Retype each record below word for word. Leave the pictures out.

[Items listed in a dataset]

· · · ·

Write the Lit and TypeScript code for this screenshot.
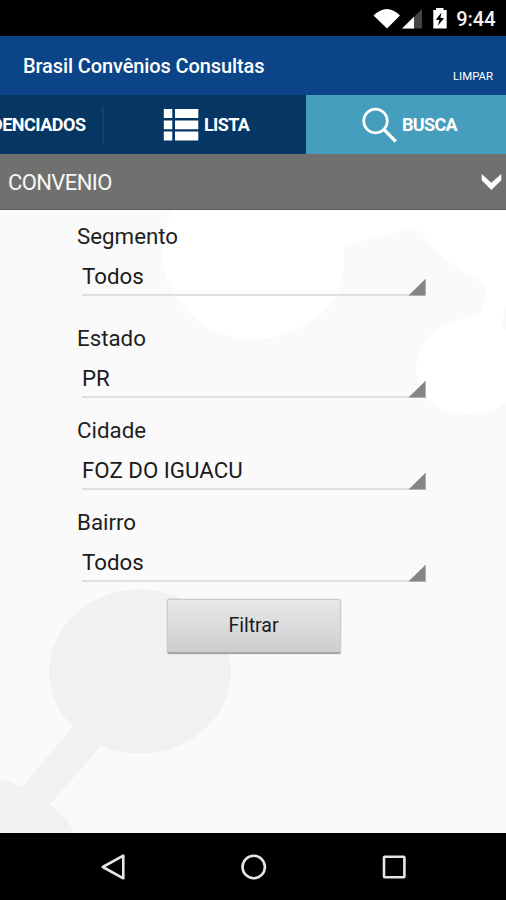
import { LitElement, html, css, svg } from "lit";
import { customElement, property } from "lit/decorators.js";

@customElement("spinner-field")
class SpinnerField extends LitElement {
  @property() label = "";
  @property() value = "";

  static styles = css`
    :host { display: block; }
    .label {
      font-size: 22.3px;
      line-height: 30px;
      height: 30px;
      color: #1f1f1f;
    }
    .select {
      box-sizing: border-box;
      margin-left: 5px;
      width: 344px;
      height: 45px;
      border-bottom: 2px solid #dfdfdf;
      display: flex;
      justify-content: space-between;
      align-items: flex-end;
    }
    .value {
      align-self: flex-start;
      padding-top: 10px;
      font-size: 22.3px;
      line-height: 30px;
      color: #1a1a1a;
      white-space: pre;
    }
    .corner { display: block; margin-bottom: -2px; }
  `;

  render() {
    return html`
      <div class="label">${this.label}</div>
      <div class="select">
        <span class="value">${this.value}</span>
        <svg class="corner" width="18" height="18" viewBox="0 0 18 18">
          <path d="M0.5 17.6 17.6 0.8V17.6z" fill="#858585" />
        </svg>
      </div>
    `;
  }
}

@customElement("app-root")
class AppRoot extends LitElement {
  static styles = css`
    :host {
      display: flex;
      flex-direction: column;
      width: 506px;
      height: 900px;
      overflow: hidden;
      background: #000;
      font-family: Roboto, "Liberation Sans", sans-serif;
      color: #fff;
    }
    svg { display: block; flex: none; }
    .status {
      flex: none;
      height: 36px;
      display: flex;
      align-items: center;
      justify-content: flex-end;
      padding-right: 10.5px;
      box-sizing: border-box;
    }
    .clock {
      margin-left: 7px;
      padding-top: 2px;
      font-size: 20px;
      line-height: 24px;
      font-weight: 500;
      color: #f4f4f4;
    }
    .bar {
      flex: none;
      height: 59px;
      box-sizing: border-box;
      padding: 0 13px 0 23px;
      background: #0b4588;
      display: flex;
      justify-content: space-between;
    }
    .title {
      font-size: 20px;
      line-height: 24px;
      padding-top: 18px;
      font-weight: 500;
      letter-spacing: -0.11px;
      white-space: nowrap;
    }
    .clear {
      font-size: 11.4px;
      line-height: 14px;
      padding-top: 33px;
    }
    .tabs {
      flex: none;
      height: 59px;
      display: grid;
      grid-template-columns: 102px 204px 200px;
      background: #063764;
      font-size: 18px;
      font-weight: 700;
      line-height: 60px;
      letter-spacing: -0.65px;
    }
    .tab { display: flex; align-items: center; white-space: nowrap; overflow: hidden; }
    .first { justify-content: flex-end; padding-right: 16.5px; letter-spacing: -0.5px; }
    .second {
      padding-left: 61px;
      gap: 5px;
      background: linear-gradient(#1e3f64, #1e3f64) 0 50% / 2px 38px no-repeat;
    }
    .active { background: #459ebd; padding-left: 56px; gap: 4px; }
    .section {
      flex: none;
      height: 56px;
      box-sizing: border-box;
      border-bottom: 1px solid #5c5c5a;
      background: #70706e;
      display: flex;
      align-items: center;
      justify-content: space-between;
      padding: 2px 4px 0 8px;
      font-size: 22px;
      line-height: 30px;
      letter-spacing: -0.6px;
      color: #f7f7f7;
    }
    .content {
      flex: none;
      height: 623px;
      background: #fafafa;
      display: grid;
      overflow: hidden;
    }
    .backdrop, .form { grid-area: 1 / 1; }
    .form {
      display: flex;
      flex-direction: column;
      padding: 11px 0 0 77px;
      gap: 17px;
    }
    .wide { margin-bottom: 10px; }
    .filter {
      margin: 0 0 0 89.5px;
      width: 174px;
      height: 55px;
      box-sizing: border-box;
      border: 1px solid #cbcbcb;
      border-bottom: 2px solid #a6a6a6;
      border-radius: 2px;
      padding: 0;
      background: linear-gradient(#e8e8e8, #cecece);
      box-shadow: 0 0 1.5px rgba(0, 0, 0, 0.25);
      font: 19.6px / 24px Roboto, sans-serif;
      letter-spacing: -0.05px;
      color: #1c1c1c;
    }
    .nav {
      flex: none;
      height: 67px;
      display: flex;
      align-items: center;
      padding-left: 100px;
      gap: 112px;
    }
  `;

  private backdrop() {
    return svg`
      <svg class="backdrop" width="506" height="623" viewBox="0 210 506 623">
        <path fill="#ffffff" d="M173 210C158 240 158 268 172 289C189 322 219 339 254 339C300 339 344 306 344 265V246L397 232C407 227 415 229 422 233C440 262 470 273 487 286C487 296 484 305 480 314C444 321 417 336 416 369C417 399 443 415 469 414C488 414 499 409 506 401V210Z" />
        <path fill="#f9f9f9" d="M506 304V330L501 328Z" />
        <g fill="#f1f1f1">
          <ellipse cx="140" cy="671.5" rx="91" ry="82" />
          <path d="M73 727 22 787C14 784 8 781 0 780V833H74C70 821 60 813 50 804L101 746Z" />
        </g>
      </svg>
    `;
  }

  render() {
    return html`
      <div class="status">
        <svg width="76" height="26" viewBox="373 5 76 26">
          <path fill="#fff" d="M373.5 15.5Q387 2.5 400 15.5L387 28.5Z" />
          <path fill="#444" d="M422 9V28.5H402Z" />
          <path fill="#fff" d="M414 16.8V28.5H402Z" />
          <path fill="#fff" d="M433.3 10H436V8H443.5V10H446.7V28.5H433.3Z" />
          <path fill="#000" d="M441.5 12.5 435.8 19.8 439.4 20.1 437.8 25.7 444 18.2 440.4 17.7Z" />
        </svg>
        <span class="clock">9:44</span>
      </div>
      <header class="bar">
        <span class="title">Brasil Convênios Consultas</span>
        <span class="clear">LIMPAR</span>
      </header>
      <nav class="tabs">
        <div class="tab first">DENCIADOS</div>
        <div class="tab second">
          <svg width="36" height="33" viewBox="0 0 36 33" fill="#fff">
            <path d="M0.8 1H9.3V10H0.8ZM12 1H35.3V10H12ZM0.8 12.4H9.3V21.2H0.8ZM12 12.4H35.3V21.2H12ZM0.8 23.6H9.3V32.4H0.8ZM12 23.6H35.3V32.4H12Z" />
          </svg>
          <span>LISTA</span>
        </div>
        <div class="tab active">
          <svg width="36" height="36" viewBox="0 0 36 36" fill="none" stroke="#fff">
            <circle cx="13.5" cy="14" r="11.8" stroke-width="2.7" />
            <path d="M21.8 22.4 33.8 34.5" stroke-width="3.2" />
          </svg>
          <span>BUSCA</span>
        </div>
      </nav>
      <div class="section">
        <span>CONVENIO</span>
        <svg width="21" height="20" viewBox="0 0 21 20">
          <path fill="#fff" d="M0.7 1 10.3 9.8 20.3 1V7.3L10.3 17 0.7 7.3Z" />
        </svg>
      </div>
      <main class="content">
        ${this.backdrop()}
        <div class="form">
          <spinner-field class="wide" label="Segmento" value="Todos"></spinner-field>
          <spinner-field label="Estado" value="PR"></spinner-field>
          <spinner-field label="Cidade" value="FOZ DO IGUACU"></spinner-field>
          <spinner-field label="Bairro" value="Todos"></spinner-field>
          <button class="filter">Filtrar</button>
        </div>
      </main>
      <div class="nav">
        <svg width="27" height="28" viewBox="0 0 27 28" fill="none" stroke="#e6e6e6" stroke-width="2.6" stroke-linejoin="round">
          <path d="M23.3 2.7V25.3L2.8 14Z" />
        </svg>
        <svg width="29" height="28" viewBox="0 0 29 28" fill="none" stroke="#e6e6e6" stroke-width="2.6">
          <circle cx="14.7" cy="14" r="11.2" />
        </svg>
        <svg width="28" height="28" viewBox="0 0 28 28" fill="none" stroke="#e6e6e6" stroke-width="2.6">
          <rect x="4" y="3.8" width="20.4" height="20.4" rx="0.8" />
        </svg>
      </div>
    `;
  }
}
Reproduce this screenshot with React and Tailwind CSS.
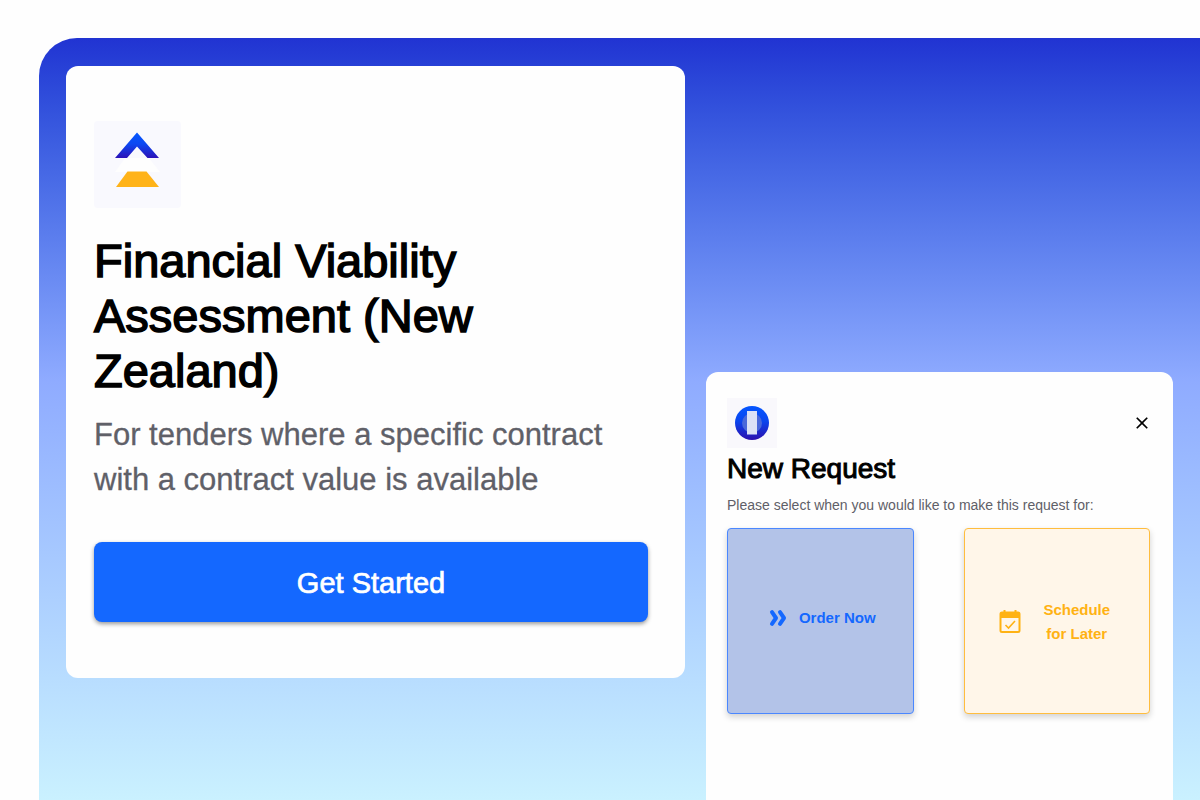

· · · ·

EXERCISE OUTPUT:
Write the Lit and TypeScript code for this screenshot.
import { LitElement, html, css, svg } from "lit";
import { customElement, property } from "lit/decorators.js";

@customElement("spinner-field")
class SpinnerField extends LitElement {
  @property() label = "";
  @property() value = "";

  static styles = css`
    :host { display: block; }
    .label {
      font-size: 22.3px;
      line-height: 30px;
      height: 30px;
      color: #1f1f1f;
    }
    .select {
      box-sizing: border-box;
      margin-left: 5px;
      width: 344px;
      height: 45px;
      border-bottom: 2px solid #dfdfdf;
      display: flex;
      justify-content: space-between;
      align-items: flex-end;
    }
    .value {
      align-self: flex-start;
      padding-top: 10px;
      font-size: 22.3px;
      line-height: 30px;
      color: #1a1a1a;
      white-space: pre;
    }
    .corner { display: block; margin-bottom: -2px; }
  `;

  render() {
    return html`
      <div class="label">${this.label}</div>
      <div class="select">
        <span class="value">${this.value}</span>
        <svg class="corner" width="18" height="18" viewBox="0 0 18 18">
          <path d="M0.5 17.6 17.6 0.8V17.6z" fill="#858585" />
        </svg>
      </div>
    `;
  }
}

@customElement("app-root")
class AppRoot extends LitElement {
  static styles = css`
    :host {
      display: flex;
      flex-direction: column;
      width: 506px;
      height: 900px;
      overflow: hidden;
      background: #000;
      font-family: Roboto, "Liberation Sans", sans-serif;
      color: #fff;
    }
    svg { display: block; flex: none; }
    .status {
      flex: none;
      height: 36px;
      display: flex;
      align-items: center;
      justify-content: flex-end;
      padding-right: 10.5px;
      box-sizing: border-box;
    }
    .clock {
      margin-left: 7px;
      padding-top: 2px;
      font-size: 20px;
      line-height: 24px;
      font-weight: 500;
      color: #f4f4f4;
    }
    .bar {
      flex: none;
      height: 59px;
      box-sizing: border-box;
      padding: 0 13px 0 23px;
      background: #0b4588;
      display: flex;
      justify-content: space-between;
    }
    .title {
      font-size: 20px;
      line-height: 24px;
      padding-top: 18px;
      font-weight: 500;
      letter-spacing: -0.11px;
      white-space: nowrap;
    }
    .clear {
      font-size: 11.4px;
      line-height: 14px;
      padding-top: 33px;
    }
    .tabs {
      flex: none;
      height: 59px;
      display: grid;
      grid-template-columns: 102px 204px 200px;
      background: #063764;
      font-size: 18px;
      font-weight: 700;
      line-height: 60px;
      letter-spacing: -0.65px;
    }
    .tab { display: flex; align-items: center; white-space: nowrap; overflow: hidden; }
    .first { justify-content: flex-end; padding-right: 16.5px; letter-spacing: -0.5px; }
    .second {
      padding-left: 61px;
      gap: 5px;
      background: linear-gradient(#1e3f64, #1e3f64) 0 50% / 2px 38px no-repeat;
    }
    .active { background: #459ebd; padding-left: 56px; gap: 4px; }
    .section {
      flex: none;
      height: 56px;
      box-sizing: border-box;
      border-bottom: 1px solid #5c5c5a;
      background: #70706e;
      display: flex;
      align-items: center;
      justify-content: space-between;
      padding: 2px 4px 0 8px;
      font-size: 22px;
      line-height: 30px;
      letter-spacing: -0.6px;
      color: #f7f7f7;
    }
    .content {
      flex: none;
      height: 623px;
      background: #fafafa;
      display: grid;
      overflow: hidden;
    }
    .backdrop, .form { grid-area: 1 / 1; }
    .form {
      display: flex;
      flex-direction: column;
      padding: 11px 0 0 77px;
      gap: 17px;
    }
    .wide { margin-bottom: 10px; }
    .filter {
      margin: 0 0 0 89.5px;
      width: 174px;
      height: 55px;
      box-sizing: border-box;
      border: 1px solid #cbcbcb;
      border-bottom: 2px solid #a6a6a6;
      border-radius: 2px;
      padding: 0;
      background: linear-gradient(#e8e8e8, #cecece);
      box-shadow: 0 0 1.5px rgba(0, 0, 0, 0.25);
      font: 19.6px / 24px Roboto, sans-serif;
      letter-spacing: -0.05px;
      color: #1c1c1c;
    }
    .nav {
      flex: none;
      height: 67px;
      display: flex;
      align-items: center;
      padding-left: 100px;
      gap: 112px;
    }
  `;

  private backdrop() {
    return svg`
      <svg class="backdrop" width="506" height="623" viewBox="0 210 506 623">
        <path fill="#ffffff" d="M173 210C158 240 158 268 172 289C189 322 219 339 254 339C300 339 344 306 344 265V246L397 232C407 227 415 229 422 233C440 262 470 273 487 286C487 296 484 305 480 314C444 321 417 336 416 369C417 399 443 415 469 414C488 414 499 409 506 401V210Z" />
        <path fill="#f9f9f9" d="M506 304V330L501 328Z" />
        <g fill="#f1f1f1">
          <ellipse cx="140" cy="671.5" rx="91" ry="82" />
          <path d="M73 727 22 787C14 784 8 781 0 780V833H74C70 821 60 813 50 804L101 746Z" />
        </g>
      </svg>
    `;
  }

  render() {
    return html`
      <div class="status">
        <svg width="76" height="26" viewBox="373 5 76 26">
          <path fill="#fff" d="M373.5 15.5Q387 2.5 400 15.5L387 28.5Z" />
          <path fill="#444" d="M422 9V28.5H402Z" />
          <path fill="#fff" d="M414 16.8V28.5H402Z" />
          <path fill="#fff" d="M433.3 10H436V8H443.5V10H446.7V28.5H433.3Z" />
          <path fill="#000" d="M441.5 12.5 435.8 19.8 439.4 20.1 437.8 25.7 444 18.2 440.4 17.7Z" />
        </svg>
        <span class="clock">9:44</span>
      </div>
      <header class="bar">
        <span class="title">Brasil Convênios Consultas</span>
        <span class="clear">LIMPAR</span>
      </header>
      <nav class="tabs">
        <div class="tab first">DENCIADOS</div>
        <div class="tab second">
          <svg width="36" height="33" viewBox="0 0 36 33" fill="#fff">
            <path d="M0.8 1H9.3V10H0.8ZM12 1H35.3V10H12ZM0.8 12.4H9.3V21.2H0.8ZM12 12.4H35.3V21.2H12ZM0.8 23.6H9.3V32.4H0.8ZM12 23.6H35.3V32.4H12Z" />
          </svg>
          <span>LISTA</span>
        </div>
        <div class="tab active">
          <svg width="36" height="36" viewBox="0 0 36 36" fill="none" stroke="#fff">
            <circle cx="13.5" cy="14" r="11.8" stroke-width="2.7" />
            <path d="M21.8 22.4 33.8 34.5" stroke-width="3.2" />
          </svg>
          <span>BUSCA</span>
        </div>
      </nav>
      <div class="section">
        <span>CONVENIO</span>
        <svg width="21" height="20" viewBox="0 0 21 20">
          <path fill="#fff" d="M0.7 1 10.3 9.8 20.3 1V7.3L10.3 17 0.7 7.3Z" />
        </svg>
      </div>
      <main class="content">
        ${this.backdrop()}
        <div class="form">
          <spinner-field class="wide" label="Segmento" value="Todos"></spinner-field>
          <spinner-field label="Estado" value="PR"></spinner-field>
          <spinner-field label="Cidade" value="FOZ DO IGUACU"></spinner-field>
          <spinner-field label="Bairro" value="Todos"></spinner-field>
          <button class="filter">Filtrar</button>
        </div>
      </main>
      <div class="nav">
        <svg width="27" height="28" viewBox="0 0 27 28" fill="none" stroke="#e6e6e6" stroke-width="2.6" stroke-linejoin="round">
          <path d="M23.3 2.7V25.3L2.8 14Z" />
        </svg>
        <svg width="29" height="28" viewBox="0 0 29 28" fill="none" stroke="#e6e6e6" stroke-width="2.6">
          <circle cx="14.7" cy="14" r="11.2" />
        </svg>
        <svg width="28" height="28" viewBox="0 0 28 28" fill="none" stroke="#e6e6e6" stroke-width="2.6">
          <rect x="4" y="3.8" width="20.4" height="20.4" rx="0.8" />
        </svg>
      </div>
    `;
  }
}
Reproduce this screenshot with React and Tailwind CSS.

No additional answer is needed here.